## GIVEN INSTRUCTION
Give a verbatim copy of the lines below, minus the pictures.

## STORED DATA
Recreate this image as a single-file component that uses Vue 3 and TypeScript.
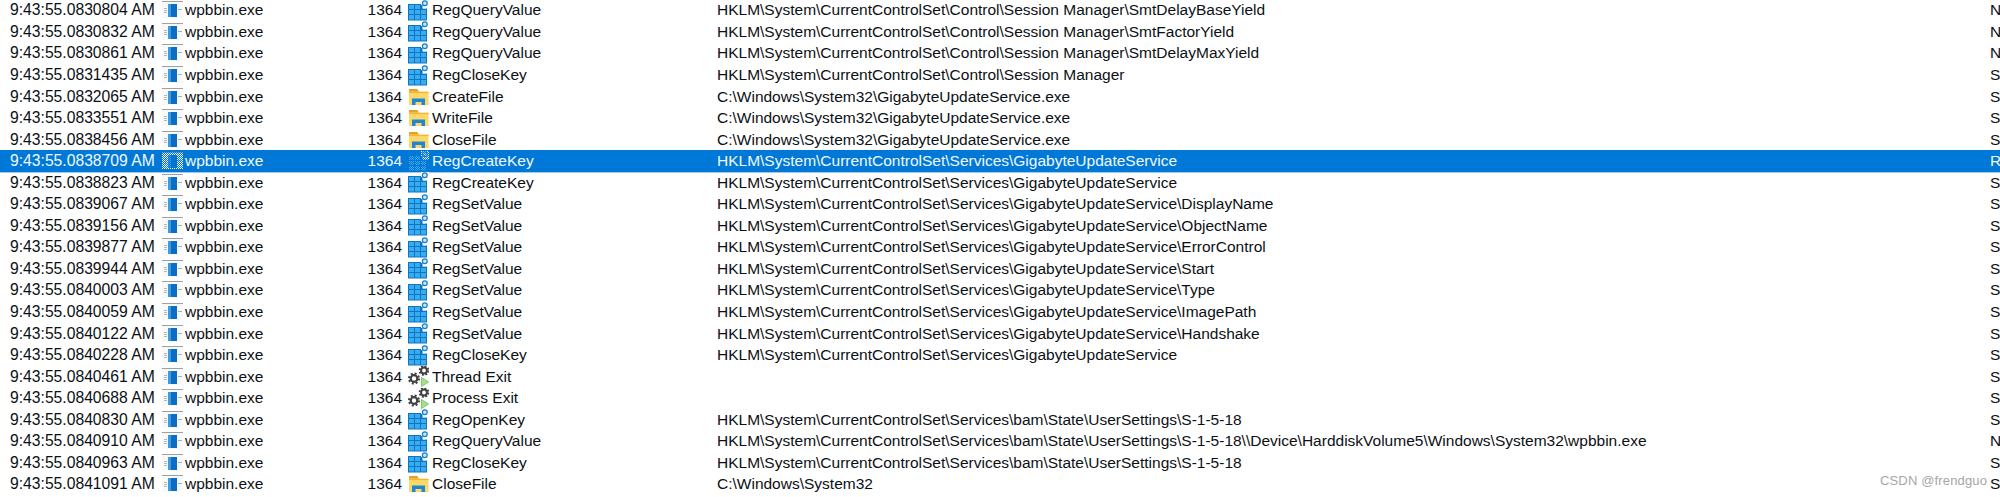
<script setup lang="ts">
type Op = 'reg' | 'file' | 'gear'
interface Row { t: string; kind: Op; op: string; path: string; res: string; sel?: boolean }
const S = 'HKLM\\System\\CurrentControlSet\\'
const G = S + 'Services\\GigabyteUpdateService'
const F = 'C:\\Windows\\System32\\GigabyteUpdateService.exe'
const U = S + 'Services\\bam\\State\\UserSettings\\S-1-5-18'
const rows: Row[] = [
  { t: '0830804', kind: 'reg', op: 'RegQueryValue', path: S + 'Control\\Session Manager\\SmtDelayBaseYield', res: 'N' },
  { t: '0830832', kind: 'reg', op: 'RegQueryValue', path: S + 'Control\\Session Manager\\SmtFactorYield', res: 'N' },
  { t: '0830861', kind: 'reg', op: 'RegQueryValue', path: S + 'Control\\Session Manager\\SmtDelayMaxYield', res: 'N' },
  { t: '0831435', kind: 'reg', op: 'RegCloseKey', path: S + 'Control\\Session Manager', res: 'S' },
  { t: '0832065', kind: 'file', op: 'CreateFile', path: F, res: 'S' },
  { t: '0833551', kind: 'file', op: 'WriteFile', path: F, res: 'S' },
  { t: '0838456', kind: 'file', op: 'CloseFile', path: F, res: 'S' },
  { t: '0838709', kind: 'reg', op: 'RegCreateKey', path: G, res: 'R', sel: true },
  { t: '0838823', kind: 'reg', op: 'RegCreateKey', path: G, res: 'S' },
  { t: '0839067', kind: 'reg', op: 'RegSetValue', path: G + '\\DisplayName', res: 'S' },
  { t: '0839156', kind: 'reg', op: 'RegSetValue', path: G + '\\ObjectName', res: 'S' },
  { t: '0839877', kind: 'reg', op: 'RegSetValue', path: G + '\\ErrorControl', res: 'S' },
  { t: '0839944', kind: 'reg', op: 'RegSetValue', path: G + '\\Start', res: 'S' },
  { t: '0840003', kind: 'reg', op: 'RegSetValue', path: G + '\\Type', res: 'S' },
  { t: '0840059', kind: 'reg', op: 'RegSetValue', path: G + '\\ImagePath', res: 'S' },
  { t: '0840122', kind: 'reg', op: 'RegSetValue', path: G + '\\Handshake', res: 'S' },
  { t: '0840228', kind: 'reg', op: 'RegCloseKey', path: G, res: 'S' },
  { t: '0840461', kind: 'gear', op: 'Thread Exit', path: '', res: 'S' },
  { t: '0840688', kind: 'gear', op: 'Process Exit', path: '', res: 'S' },
  { t: '0840830', kind: 'reg', op: 'RegOpenKey', path: U, res: 'S' },
  { t: '0840910', kind: 'reg', op: 'RegQueryValue', path: U + '\\\\Device\\HarddiskVolume5\\Windows\\System32\\wpbbin.exe', res: 'N' },
  { t: '0840963', kind: 'reg', op: 'RegCloseKey', path: U, res: 'S' },
  { t: '0841091', kind: 'file', op: 'CloseFile', path: 'C:\\Windows\\System32', res: 'S' },
]
</script>

<template>
  <div class="log">
    <svg width="0" height="0" class="defs">
      <defs>
        <pattern id="dither" width="2" height="2" patternUnits="userSpaceOnUse">
          <rect width="1" height="1" fill="#0078d7" />
          <rect x="1" y="1" width="1" height="1" fill="#0078d7" />
        </pattern>
      </defs>
    </svg>
    <div v-for="r in rows" :key="r.t" class="row" :class="{ sel: r.sel }">
      <span class="time">9:43:55.{{ r.t }} AM</span>
      <svg class="ico" width="21" height="20" viewBox="0 0 21 20">
        <rect x="0" y="1" width="21" height="17" fill="#f8f9fa" />
        <rect x="0" y="1" width="21" height="1" fill="#a0a0a0" />
        <rect x="2" y="8" width="3" height="1" fill="#b0b8be" />
        <rect x="2" y="10" width="3" height="1" fill="#b0b8be" />
        <rect x="2" y="12" width="3" height="1" fill="#b0b8be" />
        <rect x="6" y="4" width="9" height="13" fill="#0a6fc4" />
        <rect x="6" y="4" width="3" height="13" fill="#3f9bdd" />
        <rect x="16" y="9" width="4" height="1" fill="#a8b0b6" />
        <rect v-if="r.sel" width="21" height="20" fill="url(#dither)" />
      </svg>
      <span class="name">wpbbin.exe</span>
      <span class="pid">1364</span>
      <svg v-if="r.kind === 'reg'" class="ico op-ico" width="21" height="21" viewBox="0 0 21 21">
        <rect x="0.500" y="4.500" width="18" height="15.500" fill="#38acf0" stroke="#0f74c2" />
        <path d="M6.500 4.500v15.500M12.500 4.500v15.500M0.500 9.500h18M0.500 14.500h18" fill="none" stroke="#0f74c2" stroke-width="1" />
        <rect x="13" y="0" width="8" height="8.500" fill="#fff" />
        <rect x="13" y="5" width="1.500" height="4.500" fill="#0f74c2" />
        <circle cx="16.800" cy="3.300" r="2.400" fill="#c8e6f8" stroke="#1380c8" stroke-width="1.200" />
        <rect v-if="r.sel" width="21" height="21" fill="url(#dither)" />
      </svg>
      <svg v-else-if="r.kind === 'file'" class="ico op-ico" width="21" height="20" viewBox="0 0 21 20">
        <path d="M1 2h8l2 2.500h9.500V18H1z" fill="#fdd868" />
        <path d="M1 2h8l2 2.500H1z" fill="#e4a128" />
        <path d="M1 5.500h19.500" stroke="#efb63a" stroke-width="1.200" />
        <path d="M4 18v-6.500h13V18h-3.500v-3h-6v3z" fill="#1f86d2" />
      </svg>
      <svg v-else class="ico op-ico gear" width="21" height="21" viewBox="0 0 21 21">
        <g fill="none" stroke="#404040">
          <circle cx="6" cy="12.500" r="3.300" stroke-width="2.200" />
          <circle cx="6" cy="12.500" r="5" stroke-width="2" stroke-dasharray="2 1.930" />
          <circle cx="16" cy="4.500" r="2.900" stroke-width="2" />
          <circle cx="16" cy="4.500" r="4.400" stroke-width="1.900" stroke-dasharray="1.900 1.550" />
        </g>
        <path d="M13.500 11.500l7 4.500-7 4.500z" fill="#a6e08e" stroke="#6cc050" stroke-width="0.800" />
      </svg>
      <span class="op">{{ r.op }}</span>
      <span class="path">{{ r.path }}</span>
      <span class="res">{{ r.res }}</span>
    </div>
    <span class="mark">CSDN @frendguo</span>
  </div>
</template>

<style>
html, body { margin: 0; background: #fff; }
</style>

<style scoped>
.log {
  position: relative;
  width: 2000px;
  height: 497px;
  overflow: hidden;
  background: #fff;
  color: #0c1014;
  font-family: "Liberation Sans", Arial, sans-serif;
  font-size: 15.500px;
}
.defs { position: absolute; }
.row {
  display: grid;
  grid-template-columns: 152px 23px 177px 40px 30px 285px 1273px 1fr;
  align-items: center;
  height: 21.56px;
  padding-left: 10px;
  white-space: nowrap;
  position: relative;
  top: -0.4px;
}
.row.sel {
  background: #0078d7;
  color: #f2f8fd;
  box-shadow: 0 1px 0 #9fcbee;
}
.time { font-size: 15.700px; }
.ico { display: block; }
.op-ico { margin-left: 6px; grid-column: 5; }
.pid { text-align: right; }
.op { grid-column: 6; }
.res { overflow: hidden; }
.mark {
  position: absolute;
  left: 1880px;
  top: 473px;
  font-size: 13px;
  letter-spacing: 0.15px;
  white-space: nowrap;
  color: #a6a6a6;
  font-family: "Liberation Sans", sans-serif;
}
</style>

## RESPONSE FOR THIS EXERCISE
Recreate this image as a single-file component that uses Vue 3 and TypeScript.
<script setup lang="ts">
type Op = 'reg' | 'file' | 'gear'
interface Row { t: string; kind: Op; op: string; path: string; res: string; sel?: boolean }
const S = 'HKLM\\System\\CurrentControlSet\\'
const G = S + 'Services\\GigabyteUpdateService'
const F = 'C:\\Windows\\System32\\GigabyteUpdateService.exe'
const U = S + 'Services\\bam\\State\\UserSettings\\S-1-5-18'
const rows: Row[] = [
  { t: '0830804', kind: 'reg', op: 'RegQueryValue', path: S + 'Control\\Session Manager\\SmtDelayBaseYield', res: 'N' },
  { t: '0830832', kind: 'reg', op: 'RegQueryValue', path: S + 'Control\\Session Manager\\SmtFactorYield', res: 'N' },
  { t: '0830861', kind: 'reg', op: 'RegQueryValue', path: S + 'Control\\Session Manager\\SmtDelayMaxYield', res: 'N' },
  { t: '0831435', kind: 'reg', op: 'RegCloseKey', path: S + 'Control\\Session Manager', res: 'S' },
  { t: '0832065', kind: 'file', op: 'CreateFile', path: F, res: 'S' },
  { t: '0833551', kind: 'file', op: 'WriteFile', path: F, res: 'S' },
  { t: '0838456', kind: 'file', op: 'CloseFile', path: F, res: 'S' },
  { t: '0838709', kind: 'reg', op: 'RegCreateKey', path: G, res: 'R', sel: true },
  { t: '0838823', kind: 'reg', op: 'RegCreateKey', path: G, res: 'S' },
  { t: '0839067', kind: 'reg', op: 'RegSetValue', path: G + '\\DisplayName', res: 'S' },
  { t: '0839156', kind: 'reg', op: 'RegSetValue', path: G + '\\ObjectName', res: 'S' },
  { t: '0839877', kind: 'reg', op: 'RegSetValue', path: G + '\\ErrorControl', res: 'S' },
  { t: '0839944', kind: 'reg', op: 'RegSetValue', path: G + '\\Start', res: 'S' },
  { t: '0840003', kind: 'reg', op: 'RegSetValue', path: G + '\\Type', res: 'S' },
  { t: '0840059', kind: 'reg', op: 'RegSetValue', path: G + '\\ImagePath', res: 'S' },
  { t: '0840122', kind: 'reg', op: 'RegSetValue', path: G + '\\Handshake', res: 'S' },
  { t: '0840228', kind: 'reg', op: 'RegCloseKey', path: G, res: 'S' },
  { t: '0840461', kind: 'gear', op: 'Thread Exit', path: '', res: 'S' },
  { t: '0840688', kind: 'gear', op: 'Process Exit', path: '', res: 'S' },
  { t: '0840830', kind: 'reg', op: 'RegOpenKey', path: U, res: 'S' },
  { t: '0840910', kind: 'reg', op: 'RegQueryValue', path: U + '\\\\Device\\HarddiskVolume5\\Windows\\System32\\wpbbin.exe', res: 'N' },
  { t: '0840963', kind: 'reg', op: 'RegCloseKey', path: U, res: 'S' },
  { t: '0841091', kind: 'file', op: 'CloseFile', path: 'C:\\Windows\\System32', res: 'S' },
]
</script>

<template>
  <div class="log">
    <svg width="0" height="0" class="defs">
      <defs>
        <pattern id="dither" width="2" height="2" patternUnits="userSpaceOnUse">
          <rect width="1" height="1" fill="#0078d7" />
          <rect x="1" y="1" width="1" height="1" fill="#0078d7" />
        </pattern>
      </defs>
    </svg>
    <div v-for="r in rows" :key="r.t" class="row" :class="{ sel: r.sel }">
      <span class="time">9:43:55.{{ r.t }} AM</span>
      <svg class="ico" width="21" height="20" viewBox="0 0 21 20">
        <rect x="0" y="1" width="21" height="17" fill="#f8f9fa" />
        <rect x="0" y="1" width="21" height="1" fill="#a0a0a0" />
        <rect x="2" y="8" width="3" height="1" fill="#b0b8be" />
        <rect x="2" y="10" width="3" height="1" fill="#b0b8be" />
        <rect x="2" y="12" width="3" height="1" fill="#b0b8be" />
        <rect x="6" y="4" width="9" height="13" fill="#0a6fc4" />
        <rect x="6" y="4" width="3" height="13" fill="#3f9bdd" />
        <rect x="16" y="9" width="4" height="1" fill="#a8b0b6" />
        <rect v-if="r.sel" width="21" height="20" fill="url(#dither)" />
      </svg>
      <span class="name">wpbbin.exe</span>
      <span class="pid">1364</span>
      <svg v-if="r.kind === 'reg'" class="ico op-ico" width="21" height="21" viewBox="0 0 21 21">
        <rect x="0.500" y="4.500" width="18" height="15.500" fill="#38acf0" stroke="#0f74c2" />
        <path d="M6.500 4.500v15.500M12.500 4.500v15.500M0.500 9.500h18M0.500 14.500h18" fill="none" stroke="#0f74c2" stroke-width="1" />
        <rect x="13" y="0" width="8" height="8.500" fill="#fff" />
        <rect x="13" y="5" width="1.500" height="4.500" fill="#0f74c2" />
        <circle cx="16.800" cy="3.300" r="2.400" fill="#c8e6f8" stroke="#1380c8" stroke-width="1.200" />
        <rect v-if="r.sel" width="21" height="21" fill="url(#dither)" />
      </svg>
      <svg v-else-if="r.kind === 'file'" class="ico op-ico" width="21" height="20" viewBox="0 0 21 20">
        <path d="M1 2h8l2 2.500h9.500V18H1z" fill="#fdd868" />
        <path d="M1 2h8l2 2.500H1z" fill="#e4a128" />
        <path d="M1 5.500h19.500" stroke="#efb63a" stroke-width="1.200" />
        <path d="M4 18v-6.500h13V18h-3.500v-3h-6v3z" fill="#1f86d2" />
      </svg>
      <svg v-else class="ico op-ico gear" width="21" height="21" viewBox="0 0 21 21">
        <g fill="none" stroke="#404040">
          <circle cx="6" cy="12.500" r="3.300" stroke-width="2.200" />
          <circle cx="6" cy="12.500" r="5" stroke-width="2" stroke-dasharray="2 1.930" />
          <circle cx="16" cy="4.500" r="2.900" stroke-width="2" />
          <circle cx="16" cy="4.500" r="4.400" stroke-width="1.900" stroke-dasharray="1.900 1.550" />
        </g>
        <path d="M13.500 11.500l7 4.500-7 4.500z" fill="#a6e08e" stroke="#6cc050" stroke-width="0.800" />
      </svg>
      <span class="op">{{ r.op }}</span>
      <span class="path">{{ r.path }}</span>
      <span class="res">{{ r.res }}</span>
    </div>
    <span class="mark">CSDN @frendguo</span>
  </div>
</template>

<style>
html, body { margin: 0; background: #fff; }
</style>

<style scoped>
.log {
  position: relative;
  width: 2000px;
  height: 497px;
  overflow: hidden;
  background: #fff;
  color: #0c1014;
  font-family: "Liberation Sans", Arial, sans-serif;
  font-size: 15.500px;
}
.defs { position: absolute; }
.row {
  display: grid;
  grid-template-columns: 152px 23px 177px 40px 30px 285px 1273px 1fr;
  align-items: center;
  height: 21.56px;
  padding-left: 10px;
  white-space: nowrap;
  position: relative;
  top: -0.4px;
}
.row.sel {
  background: #0078d7;
  color: #f2f8fd;
  box-shadow: 0 1px 0 #9fcbee;
}
.time { font-size: 15.700px; }
.ico { display: block; }
.op-ico { margin-left: 6px; grid-column: 5; }
.pid { text-align: right; }
.op { grid-column: 6; }
.res { overflow: hidden; }
.mark {
  position: absolute;
  left: 1880px;
  top: 473px;
  font-size: 13px;
  letter-spacing: 0.15px;
  white-space: nowrap;
  color: #a6a6a6;
  font-family: "Liberation Sans", sans-serif;
}
</style>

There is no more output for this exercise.